1. If the response is True or False, accept it
2. If the response contains one or more "Answer:" trigger word followed by True or False, accept the last instance
3. If the response includes the sentence "The statement is " following by True or False, accept the last instance. This response may also include the requirement with or without quotes in the sentence, which can be ignored.

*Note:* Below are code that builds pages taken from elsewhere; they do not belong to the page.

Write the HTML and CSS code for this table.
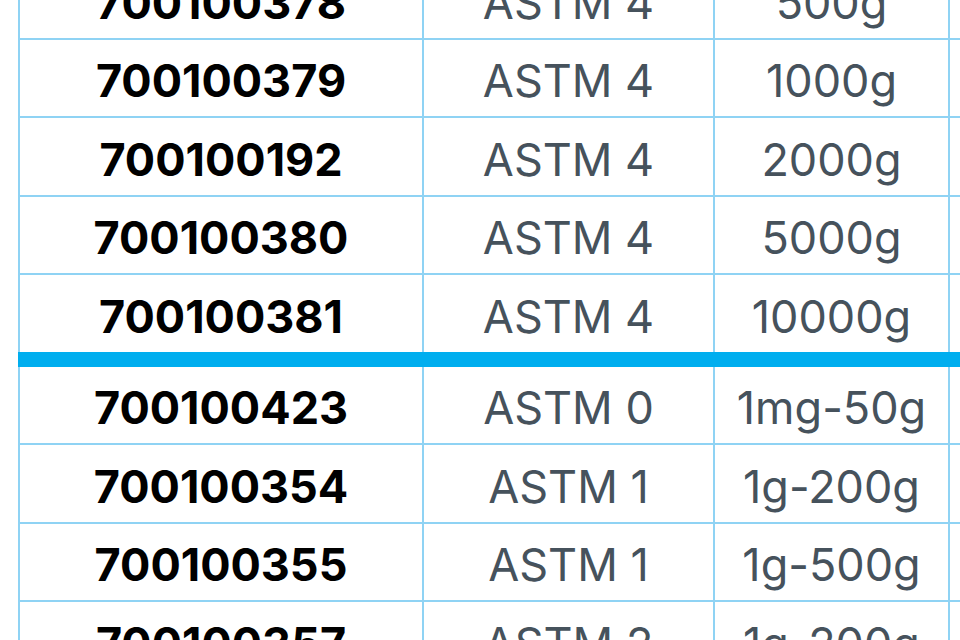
FILE: index.html
```html
<!DOCTYPE html>
<html>
<head>
<meta charset="utf-8">
<link rel="stylesheet" href="styles.css">
</head>
<body>
<table class="weights">
  <colgroup>
    <col class="c-code"><col class="c-class"><col class="c-mass"><col class="c-extra">
  </colgroup>
  <tbody>
    <tr><td class="code">700100378</td><td>ASTM 4</td><td>500g</td><td></td></tr>
    <tr><td class="code">700100379</td><td>ASTM 4</td><td>1000g</td><td></td></tr>
    <tr><td class="code">700100192</td><td>ASTM 4</td><td>2000g</td><td></td></tr>
    <tr><td class="code">700100380</td><td>ASTM 4</td><td>5000g</td><td></td></tr>
    <tr class="group-end"><td class="code">700100381</td><td>ASTM 4</td><td>10000g</td><td></td></tr>
    <tr><td class="code">700100423</td><td>ASTM 0</td><td>1mg-50g</td><td></td></tr>
    <tr><td class="code">700100354</td><td>ASTM 1</td><td>1g-200g</td><td></td></tr>
    <tr><td class="code">700100355</td><td>ASTM 1</td><td>1g-500g</td><td></td></tr>
    <tr><td class="code">700100357</td><td>ASTM 2</td><td>1g-200g</td><td></td></tr>
  </tbody>
</table>
</body>
</html>
```
FILE: styles.css
```css
html, body {
  margin: 0;
  padding: 0;
  background: #ffffff;
  overflow: hidden;
}
.weights {
  border-collapse: collapse;
  table-layout: fixed;
  width: 1100px;
  margin: -41px 0 0 18px;
  font-family: Inter, "Liberation Sans", sans-serif;
  font-size: 45px;
  color: #46525c;
}
.c-code { width: 404px; }
.c-class { width: 291px; }
.c-mass { width: 235px; }
.c-extra { width: 170px; }
.weights td {
  height: 70.5px;
  padding: 6px 0 0;
  text-align: center;
  vertical-align: middle;
  border: 2px solid #8fd3f4;
  line-height: 1;
}
.weights td.code {
  font-weight: 700;
  color: #000000;
}
.weights tr.group-end td {
  border-bottom: 15px solid #00aeef;
}
```
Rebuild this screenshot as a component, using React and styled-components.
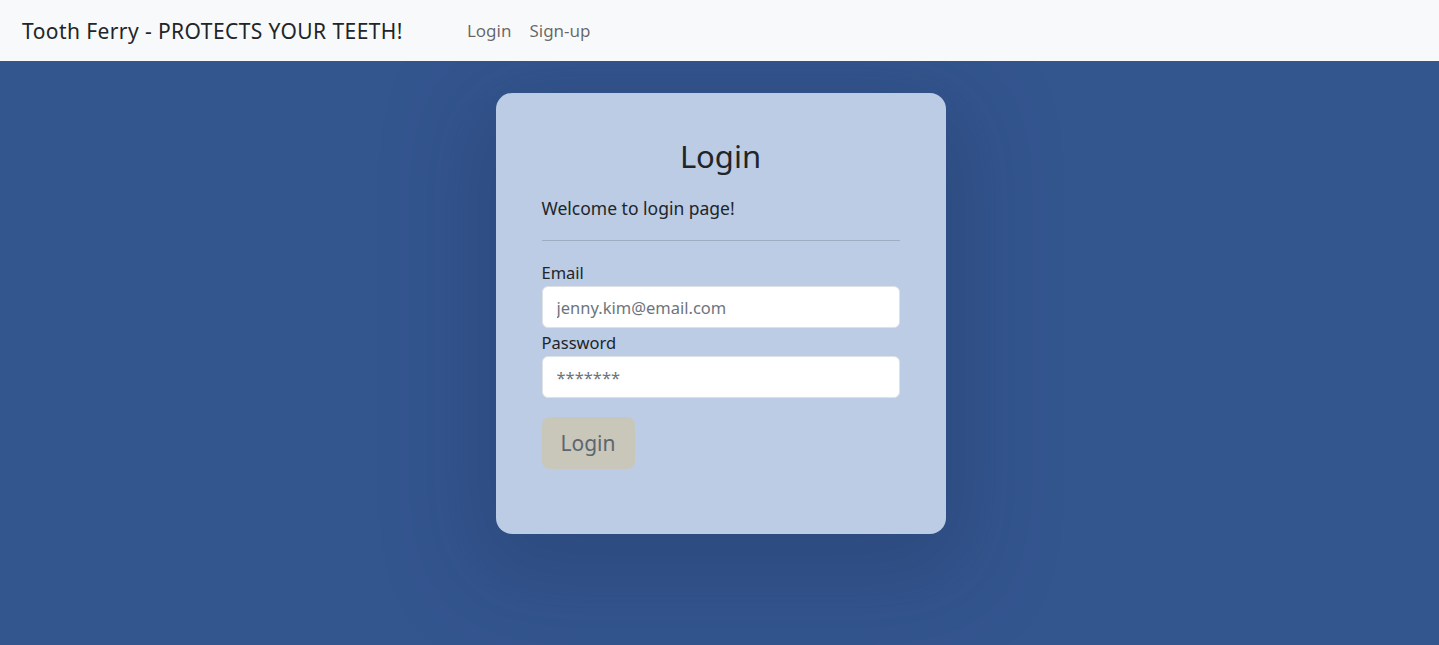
import React from "react";
import styled, { createGlobalStyle } from "styled-components";

const Global = createGlobalStyle`
  html, body { margin: 0; padding: 0; }
  body {
    background: #34568f;
    font-family: "Noto Sans", "Open Sans", sans-serif;
    color: #212529;
  }
  * { box-sizing: border-box; }
`;

const Page = styled.div`
  min-height: 645px;
  background: #34568f;
  display: flex;
  flex-direction: column;
`;

const Navbar = styled.nav`
  position: relative;
  z-index: 1;
  height: 61px;
  background: #f8f9fa;
  display: flex;
  align-items: center;
  padding: 0 22px;
`;

const Brand = styled.a`
  font-size: 21px;
  color: #212529;
  text-decoration: none;
  margin-right: 64px;
  letter-spacing: 0.42px;
`;

const NavLinks = styled.div`
  display: flex;
  gap: 18px;
`;

const NavLink = styled.a`
  font-size: 17px;
  color: rgba(0, 0, 0, 0.6);
  text-decoration: none;
`;

const Main = styled.main`
  display: flex;
  justify-content: center;
  padding-top: 32px;
  padding-left: 2px;
`;

const Card = styled.div`
  width: 450px;
  height: 441px;
  background: #bbcce4;
  border-radius: 16px;
  padding: 42px 46px;
  box-shadow: 0 24px 90px 24px rgba(20, 40, 80, 0.25);
`;

const Title = styled.h2`
  margin: 0 0 18px;
  text-align: center;
  font-weight: 400;
  font-size: 31px;
  line-height: 42px;
  color: #212529;
`;

const Welcome = styled.p`
  margin: 0;
  font-size: 17.5px;
  line-height: 26px;
  color: #212529;
`;

const Divider = styled.hr`
  margin: 19px 0 20px;
  border: 0;
  border-top: 1px solid rgba(0, 0, 0, 0.15);
`;

const Label = styled.label`
  display: block;
  font-size: 16.5px;
  line-height: 24px;
  color: #212529;
  margin-bottom: 1px;
`;

const Input = styled.input`
  display: block;
  width: 100%;
  height: 42px;
  border: 1px solid #dee2e6;
  border-radius: 6px;
  background: #fff;
  padding: 0 14px;
  font-family: inherit;
  font-size: ${(p) => (p.$small ? "14px" : "16.5px")};
  color: #495057;
  margin-bottom: ${(p) => (p.$last ? "19px" : "3px")};
  outline: none;
  &::placeholder { color: #6c757d; }
`;

const Button = styled.button`
  width: 93px;
  height: 52px;
  border: none;
  border-radius: 8px;
  background: #c8c7ba;
  color: #5d6670;
  font-family: inherit;
  font-size: 21px;
`;

export default function App() {
  return (
    <Page>
      <Global />
      <Navbar>
        <Brand href="#">Tooth Ferry - PROTECTS YOUR TEETH!</Brand>
        <NavLinks>
          <NavLink href="#">Login</NavLink>
          <NavLink href="#">Sign-up</NavLink>
        </NavLinks>
      </Navbar>
      <Main>
        <Card>
          <Title>Login</Title>
          <Welcome>Welcome to login page!</Welcome>
          <Divider />
          <Label>Email</Label>
          <Input type="email" placeholder="jenny.kim@email.com" />
          <Label>Password</Label>
          <Input type="text" placeholder="*******" $last />
          <Button>Login</Button>
        </Card>
      </Main>
    </Page>
  );
}
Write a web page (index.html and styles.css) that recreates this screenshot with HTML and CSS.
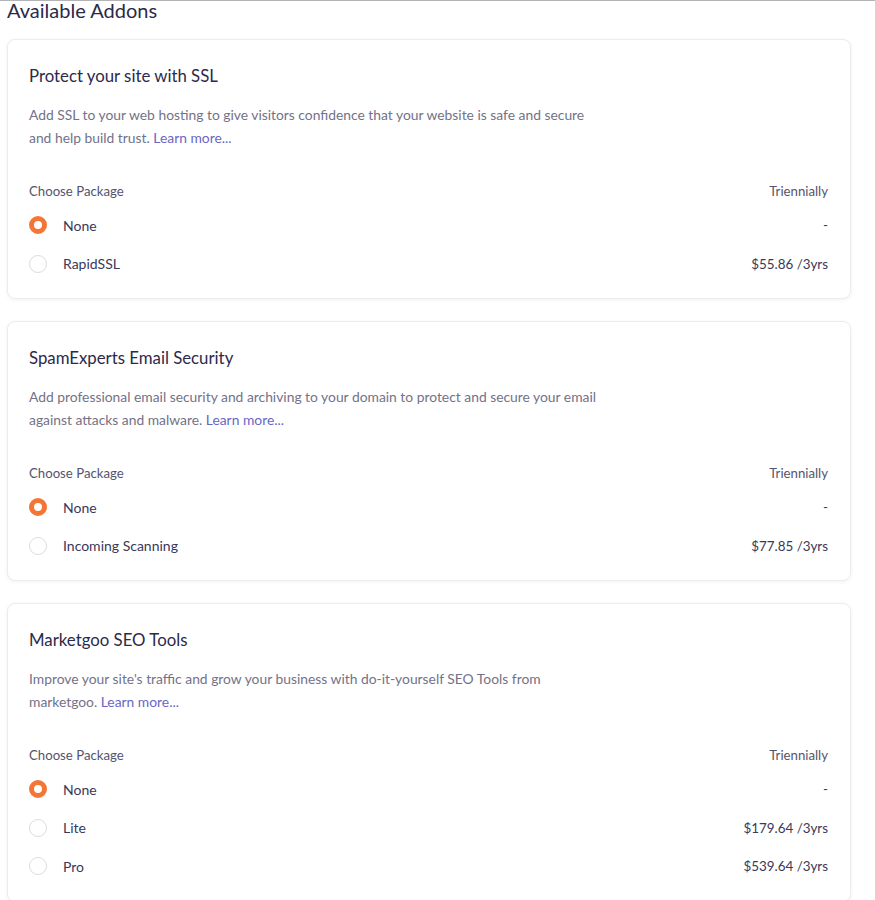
FILE: index.html
```html
<!DOCTYPE html>
<html>
<head>
<meta charset="utf-8">
<link rel="stylesheet" href="styles.css">
</head>
<body>
<div class="page">
  <h2 class="page-title">Available Addons</h2>

  <div class="card">
    <h3 class="card-title">Protect your site with SSL</h3>
    <p class="card-desc">Add SSL to your web hosting to give visitors confidence that your website is safe and secure<br>and help build trust. <a class="learn" href="#">Learn more...</a></p>
    <div class="pkg-head"><span>Choose Package</span><span>Triennially</span></div>
    <div class="opt"><span class="radio on"></span><span class="opt-name">None</span><span class="opt-price">-</span></div>
    <div class="opt"><span class="radio"></span><span class="opt-name">RapidSSL</span><span class="opt-price">$55.86 /3yrs</span></div>
  </div>

  <div class="card">
    <h3 class="card-title">SpamExperts Email Security</h3>
    <p class="card-desc">Add professional email security and archiving to your domain to protect and secure your email<br>against attacks and malware. <a class="learn" href="#">Learn more...</a></p>
    <div class="pkg-head"><span>Choose Package</span><span>Triennially</span></div>
    <div class="opt"><span class="radio on"></span><span class="opt-name">None</span><span class="opt-price">-</span></div>
    <div class="opt"><span class="radio"></span><span class="opt-name">Incoming Scanning</span><span class="opt-price">$77.85 /3yrs</span></div>
  </div>

  <div class="card">
    <h3 class="card-title">Marketgoo SEO Tools</h3>
    <p class="card-desc">Improve your site's traffic and grow your business with do-it-yourself SEO Tools from<br>marketgoo. <a class="learn" href="#">Learn more...</a></p>
    <div class="pkg-head"><span>Choose Package</span><span>Triennially</span></div>
    <div class="opt"><span class="radio on"></span><span class="opt-name">None</span><span class="opt-price">-</span></div>
    <div class="opt"><span class="radio"></span><span class="opt-name">Lite</span><span class="opt-price">$179.64 /3yrs</span></div>
    <div class="opt"><span class="radio"></span><span class="opt-name">Pro</span><span class="opt-price">$539.64 /3yrs</span></div>
  </div>
</div>
</body>
</html>
```
FILE: styles.css
```css
html, body {
  margin: 0;
  padding: 0;
  background: #ffffff;
}
body {
  font-family: Lato, "Noto Sans", sans-serif;
  color: #2e2c50;
}
.page {
  border-top: 1px solid #b4b4b8;
  padding: 0 24px 40px 7px;
}
.page-title {
  margin: 0 0 20px 0;
  padding-top: 1px;
  font-size: 20px;
  font-weight: 400;
  line-height: 17px;
  color: #2b2a4a;
}
.card {
  border: 1px solid #ececf0;
  border-radius: 8px;
  box-shadow: 0 1px 4px rgba(40, 40, 70, 0.06);
  padding: 22px 22px 15px 21px;
  margin-bottom: 22px;
  background: #fff;
}
.card-title {
  margin: 0;
  font-size: 16.8px;
  font-weight: 400;
  line-height: 27px;
  color: #2b2a4a;
}
.card-desc {
  margin: 14px 0 0 0;
  font-size: 13.85px;
  line-height: 23px;
  color: #737289;
}
.learn {
  color: #6a66c4;
  text-decoration: none;
}
.pkg-head {
  display: flex;
  justify-content: space-between;
  margin-top: 32px;
  margin-bottom: 5px;
  font-size: 13.2px;
  line-height: 20px;
  color: #55546e;
}
.opt {
  display: flex;
  align-items: center;
  height: 38.5px;
  font-size: 14px;
  color: #3a3858;
}
.opt-price {
  font-size: 13.4px;
  margin-left: auto;
}
.radio {
  box-sizing: border-box;
  width: 18px;
  height: 18px;
  border-radius: 50%;
  border: 1px solid #dcdce2;
  background: #fff;
  flex: none;
}
.radio.on {
  border: 5.5px solid #f47636;
  background: #fff;
}
.opt-name {
  margin-left: 16px;
}
```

Finally, count the number of non-uniform responses. Non-uniform responses with no detectable answer are nullified and thus counted as a false positive.

In [2]:
from collections import Counter
import re, copy

p1 = re.compile('Answer: (True|False)', re.IGNORECASE)
p2 = re.compile('the requirement ("?.+?"?\s)?(is|would be) (true|false)', re.IGNORECASE)
p3 = re.compile('True|False', re.IGNORECASE)

count = 0
match_counts = Counter()
mismatch = []
for answer in answers:
    if not answer[5] in ['True', 'False']:
        count += 1
        
        # try to find the answer using the trigger words
        matches = []
        for m in p1.finditer(answer[5]):
            matches.append(m.group(1))
           
        # try to find the answer embedded in a sentence
        if len(matches) == 0:
            for m in p2.finditer(answer[5]):
                if m.group(3).lower() == 'true':
                    matches.append('True')
                else:
                    matches.append('False')
        
        if len(matches) == 0:
            for m in p3.finditer(answer[5]):
                if m.group(0).lower() == 'true':
                    matches.append('True')
                else:
                    matches.append('False')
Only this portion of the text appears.